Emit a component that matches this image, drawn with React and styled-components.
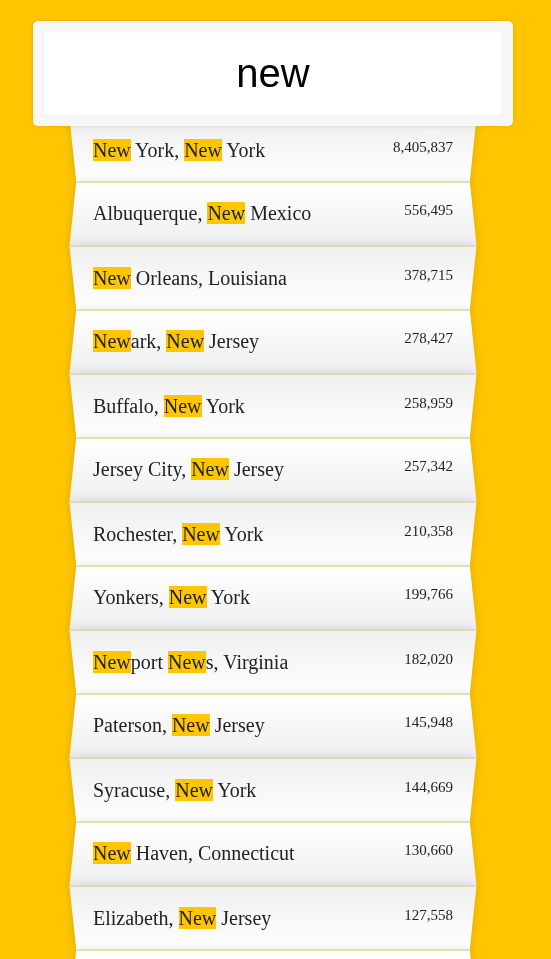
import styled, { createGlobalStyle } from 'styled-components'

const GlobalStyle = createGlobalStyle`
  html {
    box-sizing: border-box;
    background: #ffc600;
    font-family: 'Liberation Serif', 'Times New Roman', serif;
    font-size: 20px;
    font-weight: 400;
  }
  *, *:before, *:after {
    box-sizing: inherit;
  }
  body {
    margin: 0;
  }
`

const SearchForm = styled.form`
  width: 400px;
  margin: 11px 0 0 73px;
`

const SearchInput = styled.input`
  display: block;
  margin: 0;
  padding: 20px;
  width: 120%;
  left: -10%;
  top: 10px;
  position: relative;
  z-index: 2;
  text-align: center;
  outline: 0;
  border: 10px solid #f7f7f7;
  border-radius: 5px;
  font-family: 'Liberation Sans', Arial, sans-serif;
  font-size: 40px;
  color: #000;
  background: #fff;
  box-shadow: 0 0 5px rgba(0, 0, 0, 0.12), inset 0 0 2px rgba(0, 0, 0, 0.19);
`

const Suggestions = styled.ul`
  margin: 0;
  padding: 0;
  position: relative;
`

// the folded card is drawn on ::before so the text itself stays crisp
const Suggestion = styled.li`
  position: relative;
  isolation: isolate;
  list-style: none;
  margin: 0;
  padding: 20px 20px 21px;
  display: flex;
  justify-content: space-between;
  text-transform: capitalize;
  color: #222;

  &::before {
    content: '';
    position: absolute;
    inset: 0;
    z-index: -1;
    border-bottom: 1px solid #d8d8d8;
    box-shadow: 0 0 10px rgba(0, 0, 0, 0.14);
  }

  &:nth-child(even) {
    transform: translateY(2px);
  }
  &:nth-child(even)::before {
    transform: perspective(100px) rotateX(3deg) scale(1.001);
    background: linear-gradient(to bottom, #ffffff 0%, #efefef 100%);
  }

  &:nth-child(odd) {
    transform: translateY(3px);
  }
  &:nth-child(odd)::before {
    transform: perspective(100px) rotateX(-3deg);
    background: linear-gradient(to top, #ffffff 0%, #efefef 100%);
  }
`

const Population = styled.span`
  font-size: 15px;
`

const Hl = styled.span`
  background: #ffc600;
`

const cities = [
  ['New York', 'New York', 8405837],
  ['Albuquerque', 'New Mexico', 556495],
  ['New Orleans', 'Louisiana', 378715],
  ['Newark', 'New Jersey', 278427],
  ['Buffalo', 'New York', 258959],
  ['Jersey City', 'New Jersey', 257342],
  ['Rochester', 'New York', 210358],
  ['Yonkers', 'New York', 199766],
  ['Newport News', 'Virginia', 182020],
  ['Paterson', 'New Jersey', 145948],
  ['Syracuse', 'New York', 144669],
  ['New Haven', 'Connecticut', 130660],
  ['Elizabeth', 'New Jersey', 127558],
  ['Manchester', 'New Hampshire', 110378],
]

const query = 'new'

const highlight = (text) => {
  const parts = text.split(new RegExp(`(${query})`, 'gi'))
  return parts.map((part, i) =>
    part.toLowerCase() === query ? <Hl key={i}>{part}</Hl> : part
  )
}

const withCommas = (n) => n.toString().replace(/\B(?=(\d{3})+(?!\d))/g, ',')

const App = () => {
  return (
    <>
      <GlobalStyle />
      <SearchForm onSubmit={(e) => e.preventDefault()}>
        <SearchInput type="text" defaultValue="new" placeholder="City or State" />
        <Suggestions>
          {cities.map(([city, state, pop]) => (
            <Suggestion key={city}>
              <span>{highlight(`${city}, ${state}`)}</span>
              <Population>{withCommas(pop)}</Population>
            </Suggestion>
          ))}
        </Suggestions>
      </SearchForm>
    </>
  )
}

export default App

--- --- ---

# [Request]
Identify all lines where the word "components" shows up. Copy them.

# [Result below]
Emit a component that matches this image, drawn with React and styled-components.
import styled, { createGlobalStyle } from 'styled-components'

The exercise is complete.